**Data to process:**

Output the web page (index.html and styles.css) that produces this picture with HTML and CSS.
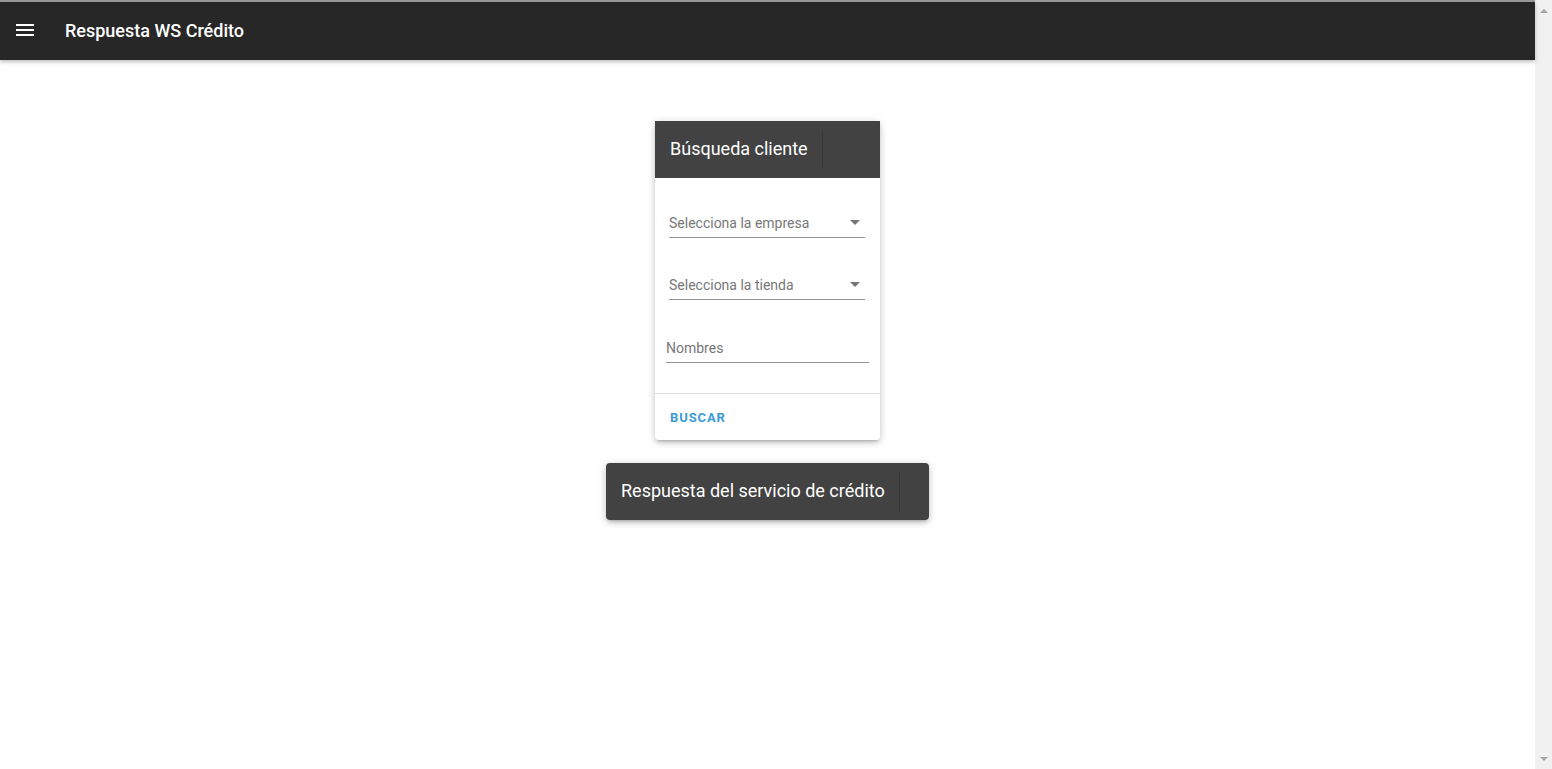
FILE: index.html
```html
<!DOCTYPE html>
<html lang="es">
<head>
<meta charset="utf-8">
<title>Respuesta WS Crédito</title>
<link rel="stylesheet" href="styles.css">
</head>
<body>
<div class="window">
  <div class="app">
    <header class="toolbar">
      <button class="menu-btn" aria-label="menu">
        <svg width="24" height="24" viewBox="0 0 24 24"><path fill="#fff" d="M3 18h18v-2H3v2zm0-5h18v-2H3v2zm0-7v2h18V6H3z"/></svg>
      </button>
      <span class="toolbar-title">Respuesta WS Crédito</span>
    </header>
    <main class="content">
      <section class="card search-card">
        <div class="card-header"><span class="card-title">Búsqueda cliente</span></div>
        <div class="card-body">
          <div class="field select-field"><span class="field-label">Selecciona la empresa</span><span class="arrow"></span></div>
          <div class="field select-field"><span class="field-label">Selecciona la tienda</span><span class="arrow"></span></div>
          <div class="field input-field"><span class="field-label">Nombres</span></div>
        </div>
        <div class="card-footer"><span class="btn-text">BUSCAR</span></div>
      </section>
      <section class="card result-card">
        <div class="card-header"><span class="card-title">Respuesta del servicio de crédito</span></div>
      </section>
    </main>
  </div>
  <div class="scrollbar">
    <span class="sb-arrow up"></span>
    <span class="sb-track"></span>
    <span class="sb-arrow down"></span>
  </div>
</div>
</body>
</html>
```
FILE: styles.css
```css
* { box-sizing: border-box; }
html, body { margin: 0; padding: 0; height: 100%; }
body {
  font-family: Roboto, "Noto Sans", "Liberation Sans", sans-serif;
  background: #fff;
  overflow: hidden;
}
.window {
  display: flex;
  height: 769px;
}
.app {
  flex: 1;
  display: flex;
  flex-direction: column;
  border-top: 2px solid #9a9a9a;
}
.toolbar {
  height: 58px;
  background: #272727;
  display: flex;
  align-items: center;
  padding-left: 13px;
  padding-bottom: 2px;
  box-shadow: 0 2px 4px rgba(0,0,0,0.25);
  position: relative;
  z-index: 2;
}
.menu-btn {
  background: none;
  border: 0;
  padding: 0;
  width: 24px;
  height: 24px;
  display: flex;
}
.toolbar-title {
  color: #fff;
  font-size: 18px;
  font-weight: 500;
  margin-left: 28px;
  letter-spacing: 0;
}
.content {
  flex: 1;
  display: flex;
  flex-direction: column;
  align-items: center;
  padding-top: 61px;
}
.card {
  background: #fff;
  border-radius: 4px;
  box-shadow: 0 3px 3px -2px rgba(0,0,0,0.2), 0 3px 6px 0 rgba(0,0,0,0.14), 0 1px 10px 0 rgba(0,0,0,0.12);
  overflow: hidden;
}
.search-card { width: 225px; border-radius: 0 0 4px 4px; }
.result-card { width: 323px; margin-top: 23px; }
.card-header {
  height: 57px;
  background: #424242;
  display: flex;
  align-items: center;
  padding-left: 15px;
}
.card-title {
  color: #fff;
  font-size: 18px;
  font-weight: 400;
  padding-right: 14px;
  padding-bottom: 3px;
  border-right: 1px solid #363636;
  height: 38px;
  display: flex;
  align-items: center;
}
.card-body {
  padding: 34px 0 30px;
  display: flex;
  flex-direction: column;
  gap: 36px;
}
.field {
  height: 26px;
  display: flex;
  align-items: center;
  padding-bottom: 3px;
  border-bottom: 1px solid #949494;
}
.select-field { margin: 0 15px 0 14px; }
.input-field { margin: 37px 11px 0; }
.select-field + .input-field { margin-top: 1px; }
.field-label {
  flex: 1;
  font-size: 14px;
  color: #777;
  line-height: 20px;
}
.arrow {
  width: 0; height: 0;
  border-left: 5px solid transparent;
  border-right: 5px solid transparent;
  border-top: 5px solid #757575;
  margin-right: 5px;
  margin-bottom: 1px;
}
.card-footer {
  height: 47px;
  border-top: 1px solid #e0e0e0;
  display: flex;
  align-items: center;
  padding-left: 15px;
}
.btn-text {
  color: #3a9bd7;
  font-size: 13px;
  font-weight: 700;
  letter-spacing: 0.9px;
}
.scrollbar {
  width: 17px;
  background: #f1f1f1;
  display: flex;
  flex-direction: column;
  align-items: center;
}
.sb-track { flex: 1; }
.sb-arrow {
  width: 0; height: 0;
  border-left: 4px solid transparent;
  border-right: 4px solid transparent;
  margin: 9px 0 8px;
}
.sb-arrow.up { border-bottom: 4px solid #a3a3a3; }
.sb-arrow.down { border-top: 4px solid #a3a3a3; }
```
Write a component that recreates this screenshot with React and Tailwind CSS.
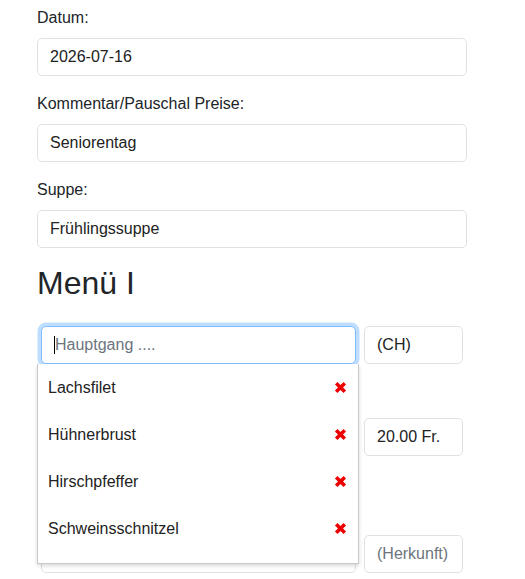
import React from 'react';

// --- Data ---
const fields = [
    { label: 'Datum:', value: '2026-07-16' },
    { label: 'Kommentar/Pauschal Preise:', value: 'Seniorentag' },
    { label: 'Suppe:', value: 'Frühlingssuppe' },
];

const suggestions = ['Lachsfilet', 'Hühnerbrust', 'Hirschpfeffer', 'Schweinsschnitzel'];

const inputCls = "block w-full h-[38px] px-3 rounded-[5px] border border-[#dee2e6] bg-white text-[16px] text-[#222] outline-none placeholder:text-[#6c757d]";

const CrossIcon = () => (
    <svg width="13" height="13" viewBox="0 0 13 13" className="shrink-0">
        <path d="M2.2 2.2 L10.8 10.8 M10.8 2.2 L2.2 10.8" stroke="#ee0000" strokeWidth="3.6" strokeLinecap="butt" />
    </svg>
);

const App = () => {
    return (
        <div className="min-h-[579px] bg-white pl-[37px] pt-[6px] text-[16px] leading-6 text-[#212529]" style={{ fontFamily: '"Liberation Sans", Arial, sans-serif' }}>
            <div className="w-[430px]">
                {/* Top fields */}
                {fields.map(f => (
                    <div key={f.label} className="mb-4">
                        <label className="block mb-2">{f.label}</label>
                        <input className={inputCls} defaultValue={f.value} readOnly />
                    </div>
                ))}

                <h2 className="text-[32px] leading-[1.2] font-medium mb-2">Menü I</h2>

                {/* Menu rows */}
                <div className="mt-6 flex flex-col">
                    <div className="flex">
                        <div className="relative w-[323px] px-1">
                            <div className="flex items-center h-[38px] px-3 rounded-[5px] border border-[#80bdff] bg-white shadow-[0_0_0_3.5px_rgba(0,123,255,0.25)] text-[#6c757d]">
                                <span className="w-px h-[18px] bg-black"></span>
                                <span>Hauptgang ....</span>
                            </div>

                            {/* Autocomplete dropdown */}
                            <div className="absolute z-10 left-0 top-[38px] w-[322px] bg-white border border-[#c8c8c8] border-t-0 shadow-[0_2px_4px_rgba(0,0,0,0.15)] pb-[11px]">
                                {suggestions.map(s => (
                                    <div key={s} className="flex items-center justify-between h-[47px] pl-[10px] pr-[11px] text-[#222]">
                                        <span>{s}</span>
                                        <CrossIcon />
                                    </div>
                                ))}
                            </div>
                        </div>
                        <div className="w-[107px] px-1">
                            <input className={inputCls} defaultValue="(CH)" readOnly />
                        </div>
                    </div>

                    <div className="flex mt-[54px]">
                        <div className="w-[323px] px-1">
                            <input className={inputCls} placeholder="Beilage ...." readOnly />
                        </div>
                        <div className="w-[107px] px-1">
                            <input className={inputCls} defaultValue="20.00 Fr." readOnly />
                        </div>
                    </div>

                    <div className="flex mt-[79px]">
                        <div className="w-[323px] px-1">
                            <input className={inputCls} placeholder="Vegi ...." readOnly />
                        </div>
                        <div className="w-[107px] px-1">
                            <input className={inputCls} placeholder="(Herkunft)" readOnly />
                        </div>
                    </div>
                </div>
            </div>
        </div>
    );
};

export default App;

**Work instructions:** Pictures in the records above should not be copied. Repeat everything else exactly.

**Worked answer:**
Output the web page (index.html and styles.css) that produces this picture with HTML and CSS.
FILE: index.html
```html
<!DOCTYPE html>
<html lang="es">
<head>
<meta charset="utf-8">
<title>Respuesta WS Crédito</title>
<link rel="stylesheet" href="styles.css">
</head>
<body>
<div class="window">
  <div class="app">
    <header class="toolbar">
      <button class="menu-btn" aria-label="menu">
        <svg width="24" height="24" viewBox="0 0 24 24"><path fill="#fff" d="M3 18h18v-2H3v2zm0-5h18v-2H3v2zm0-7v2h18V6H3z"/></svg>
      </button>
      <span class="toolbar-title">Respuesta WS Crédito</span>
    </header>
    <main class="content">
      <section class="card search-card">
        <div class="card-header"><span class="card-title">Búsqueda cliente</span></div>
        <div class="card-body">
          <div class="field select-field"><span class="field-label">Selecciona la empresa</span><span class="arrow"></span></div>
          <div class="field select-field"><span class="field-label">Selecciona la tienda</span><span class="arrow"></span></div>
          <div class="field input-field"><span class="field-label">Nombres</span></div>
        </div>
        <div class="card-footer"><span class="btn-text">BUSCAR</span></div>
      </section>
      <section class="card result-card">
        <div class="card-header"><span class="card-title">Respuesta del servicio de crédito</span></div>
      </section>
    </main>
  </div>
  <div class="scrollbar">
    <span class="sb-arrow up"></span>
    <span class="sb-track"></span>
    <span class="sb-arrow down"></span>
  </div>
</div>
</body>
</html>
```
FILE: styles.css
```css
* { box-sizing: border-box; }
html, body { margin: 0; padding: 0; height: 100%; }
body {
  font-family: Roboto, "Noto Sans", "Liberation Sans", sans-serif;
  background: #fff;
  overflow: hidden;
}
.window {
  display: flex;
  height: 769px;
}
.app {
  flex: 1;
  display: flex;
  flex-direction: column;
  border-top: 2px solid #9a9a9a;
}
.toolbar {
  height: 58px;
  background: #272727;
  display: flex;
  align-items: center;
  padding-left: 13px;
  padding-bottom: 2px;
  box-shadow: 0 2px 4px rgba(0,0,0,0.25);
  position: relative;
  z-index: 2;
}
.menu-btn {
  background: none;
  border: 0;
  padding: 0;
  width: 24px;
  height: 24px;
  display: flex;
}
.toolbar-title {
  color: #fff;
  font-size: 18px;
  font-weight: 500;
  margin-left: 28px;
  letter-spacing: 0;
}
.content {
  flex: 1;
  display: flex;
  flex-direction: column;
  align-items: center;
  padding-top: 61px;
}
.card {
  background: #fff;
  border-radius: 4px;
  box-shadow: 0 3px 3px -2px rgba(0,0,0,0.2), 0 3px 6px 0 rgba(0,0,0,0.14), 0 1px 10px 0 rgba(0,0,0,0.12);
  overflow: hidden;
}
.search-card { width: 225px; border-radius: 0 0 4px 4px; }
.result-card { width: 323px; margin-top: 23px; }
.card-header {
  height: 57px;
  background: #424242;
  display: flex;
  align-items: center;
  padding-left: 15px;
}
.card-title {
  color: #fff;
  font-size: 18px;
  font-weight: 400;
  padding-right: 14px;
  padding-bottom: 3px;
  border-right: 1px solid #363636;
  height: 38px;
  display: flex;
  align-items: center;
}
.card-body {
  padding: 34px 0 30px;
  display: flex;
  flex-direction: column;
  gap: 36px;
}
.field {
  height: 26px;
  display: flex;
  align-items: center;
  padding-bottom: 3px;
  border-bottom: 1px solid #949494;
}
.select-field { margin: 0 15px 0 14px; }
.input-field { margin: 37px 11px 0; }
.select-field + .input-field { margin-top: 1px; }
.field-label {
  flex: 1;
  font-size: 14px;
  color: #777;
  line-height: 20px;
}
.arrow {
  width: 0; height: 0;
  border-left: 5px solid transparent;
  border-right: 5px solid transparent;
  border-top: 5px solid #757575;
  margin-right: 5px;
  margin-bottom: 1px;
}
.card-footer {
  height: 47px;
  border-top: 1px solid #e0e0e0;
  display: flex;
  align-items: center;
  padding-left: 15px;
}
.btn-text {
  color: #3a9bd7;
  font-size: 13px;
  font-weight: 700;
  letter-spacing: 0.9px;
}
.scrollbar {
  width: 17px;
  background: #f1f1f1;
  display: flex;
  flex-direction: column;
  align-items: center;
}
.sb-track { flex: 1; }
.sb-arrow {
  width: 0; height: 0;
  border-left: 4px solid transparent;
  border-right: 4px solid transparent;
  margin: 9px 0 8px;
}
.sb-arrow.up { border-bottom: 4px solid #a3a3a3; }
.sb-arrow.down { border-top: 4px solid #a3a3a3; }
```
Write a component that recreates this screenshot with React and Tailwind CSS.
import React from 'react';

// --- Data ---
const fields = [
    { label: 'Datum:', value: '2026-07-16' },
    { label: 'Kommentar/Pauschal Preise:', value: 'Seniorentag' },
    { label: 'Suppe:', value: 'Frühlingssuppe' },
];

const suggestions = ['Lachsfilet', 'Hühnerbrust', 'Hirschpfeffer', 'Schweinsschnitzel'];

const inputCls = "block w-full h-[38px] px-3 rounded-[5px] border border-[#dee2e6] bg-white text-[16px] text-[#222] outline-none placeholder:text-[#6c757d]";

const CrossIcon = () => (
    <svg width="13" height="13" viewBox="0 0 13 13" className="shrink-0">
        <path d="M2.2 2.2 L10.8 10.8 M10.8 2.2 L2.2 10.8" stroke="#ee0000" strokeWidth="3.6" strokeLinecap="butt" />
    </svg>
);

const App = () => {
    return (
        <div className="min-h-[579px] bg-white pl-[37px] pt-[6px] text-[16px] leading-6 text-[#212529]" style={{ fontFamily: '"Liberation Sans", Arial, sans-serif' }}>
            <div className="w-[430px]">
                {/* Top fields */}
                {fields.map(f => (
                    <div key={f.label} className="mb-4">
                        <label className="block mb-2">{f.label}</label>
                        <input className={inputCls} defaultValue={f.value} readOnly />
                    </div>
                ))}

                <h2 className="text-[32px] leading-[1.2] font-medium mb-2">Menü I</h2>

                {/* Menu rows */}
                <div className="mt-6 flex flex-col">
                    <div className="flex">
                        <div className="relative w-[323px] px-1">
                            <div className="flex items-center h-[38px] px-3 rounded-[5px] border border-[#80bdff] bg-white shadow-[0_0_0_3.5px_rgba(0,123,255,0.25)] text-[#6c757d]">
                                <span className="w-px h-[18px] bg-black"></span>
                                <span>Hauptgang ....</span>
                            </div>

                            {/* Autocomplete dropdown */}
                            <div className="absolute z-10 left-0 top-[38px] w-[322px] bg-white border border-[#c8c8c8] border-t-0 shadow-[0_2px_4px_rgba(0,0,0,0.15)] pb-[11px]">
                                {suggestions.map(s => (
                                    <div key={s} className="flex items-center justify-between h-[47px] pl-[10px] pr-[11px] text-[#222]">
                                        <span>{s}</span>
                                        <CrossIcon />
                                    </div>
                                ))}
                            </div>
                        </div>
                        <div className="w-[107px] px-1">
                            <input className={inputCls} defaultValue="(CH)" readOnly />
                        </div>
                    </div>

                    <div className="flex mt-[54px]">
                        <div className="w-[323px] px-1">
                            <input className={inputCls} placeholder="Beilage ...." readOnly />
                        </div>
                        <div className="w-[107px] px-1">
                            <input className={inputCls} defaultValue="20.00 Fr." readOnly />
                        </div>
                    </div>

                    <div className="flex mt-[79px]">
                        <div className="w-[323px] px-1">
                            <input className={inputCls} placeholder="Vegi ...." readOnly />
                        </div>
                        <div className="w-[107px] px-1">
                            <input className={inputCls} placeholder="(Herkunft)" readOnly />
                        </div>
                    </div>
                </div>
            </div>
        </div>
    );
};

export default App;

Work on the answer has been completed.